§ Supplied data
= = = =
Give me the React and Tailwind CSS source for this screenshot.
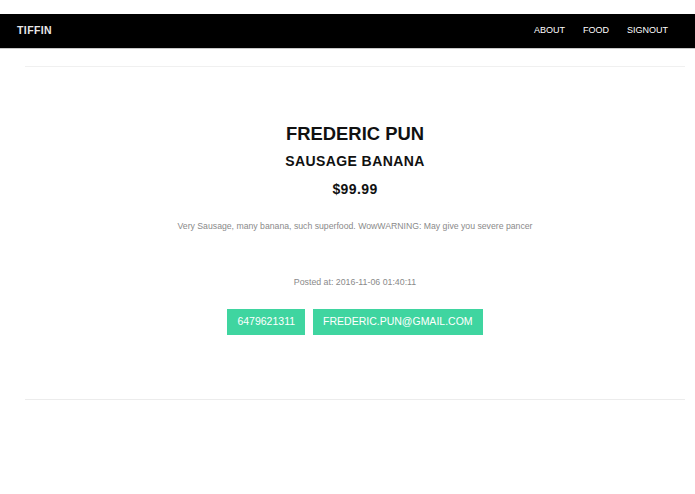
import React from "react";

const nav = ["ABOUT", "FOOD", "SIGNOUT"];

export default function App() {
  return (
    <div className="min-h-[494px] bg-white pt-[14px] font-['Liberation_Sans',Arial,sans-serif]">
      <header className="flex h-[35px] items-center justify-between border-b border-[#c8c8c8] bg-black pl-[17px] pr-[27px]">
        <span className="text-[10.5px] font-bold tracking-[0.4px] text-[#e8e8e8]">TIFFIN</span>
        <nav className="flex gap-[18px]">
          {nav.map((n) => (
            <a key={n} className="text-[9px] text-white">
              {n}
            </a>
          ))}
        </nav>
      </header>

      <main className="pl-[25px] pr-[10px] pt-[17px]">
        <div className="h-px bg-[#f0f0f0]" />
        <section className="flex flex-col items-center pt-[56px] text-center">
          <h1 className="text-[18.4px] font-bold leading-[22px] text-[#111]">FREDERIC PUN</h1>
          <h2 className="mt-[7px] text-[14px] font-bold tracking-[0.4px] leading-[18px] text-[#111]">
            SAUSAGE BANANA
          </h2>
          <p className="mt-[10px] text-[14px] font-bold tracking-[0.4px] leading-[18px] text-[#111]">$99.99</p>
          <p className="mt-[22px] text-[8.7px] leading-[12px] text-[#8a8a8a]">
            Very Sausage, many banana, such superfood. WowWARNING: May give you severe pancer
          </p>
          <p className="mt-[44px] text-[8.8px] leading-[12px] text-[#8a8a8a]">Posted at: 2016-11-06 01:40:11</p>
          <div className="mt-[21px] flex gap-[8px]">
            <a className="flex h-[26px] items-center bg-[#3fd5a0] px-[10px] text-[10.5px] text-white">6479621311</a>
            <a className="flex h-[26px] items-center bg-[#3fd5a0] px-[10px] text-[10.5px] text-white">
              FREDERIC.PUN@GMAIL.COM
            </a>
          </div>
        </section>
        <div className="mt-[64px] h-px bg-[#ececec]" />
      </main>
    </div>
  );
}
= = = =
All of the data needs repeating exactly, but the pictures do not.

§ Completed exercise
Give me the React and Tailwind CSS source for this screenshot.
import React from "react";

const nav = ["ABOUT", "FOOD", "SIGNOUT"];

export default function App() {
  return (
    <div className="min-h-[494px] bg-white pt-[14px] font-['Liberation_Sans',Arial,sans-serif]">
      <header className="flex h-[35px] items-center justify-between border-b border-[#c8c8c8] bg-black pl-[17px] pr-[27px]">
        <span className="text-[10.5px] font-bold tracking-[0.4px] text-[#e8e8e8]">TIFFIN</span>
        <nav className="flex gap-[18px]">
          {nav.map((n) => (
            <a key={n} className="text-[9px] text-white">
              {n}
            </a>
          ))}
        </nav>
      </header>

      <main className="pl-[25px] pr-[10px] pt-[17px]">
        <div className="h-px bg-[#f0f0f0]" />
        <section className="flex flex-col items-center pt-[56px] text-center">
          <h1 className="text-[18.4px] font-bold leading-[22px] text-[#111]">FREDERIC PUN</h1>
          <h2 className="mt-[7px] text-[14px] font-bold tracking-[0.4px] leading-[18px] text-[#111]">
            SAUSAGE BANANA
          </h2>
          <p className="mt-[10px] text-[14px] font-bold tracking-[0.4px] leading-[18px] text-[#111]">$99.99</p>
          <p className="mt-[22px] text-[8.7px] leading-[12px] text-[#8a8a8a]">
            Very Sausage, many banana, such superfood. WowWARNING: May give you severe pancer
          </p>
          <p className="mt-[44px] text-[8.8px] leading-[12px] text-[#8a8a8a]">Posted at: 2016-11-06 01:40:11</p>
          <div className="mt-[21px] flex gap-[8px]">
            <a className="flex h-[26px] items-center bg-[#3fd5a0] px-[10px] text-[10.5px] text-white">6479621311</a>
            <a className="flex h-[26px] items-center bg-[#3fd5a0] px-[10px] text-[10.5px] text-white">
              FREDERIC.PUN@GMAIL.COM
            </a>
          </div>
        </section>
        <div className="mt-[64px] h-px bg-[#ececec]" />
      </main>
    </div>
  );
}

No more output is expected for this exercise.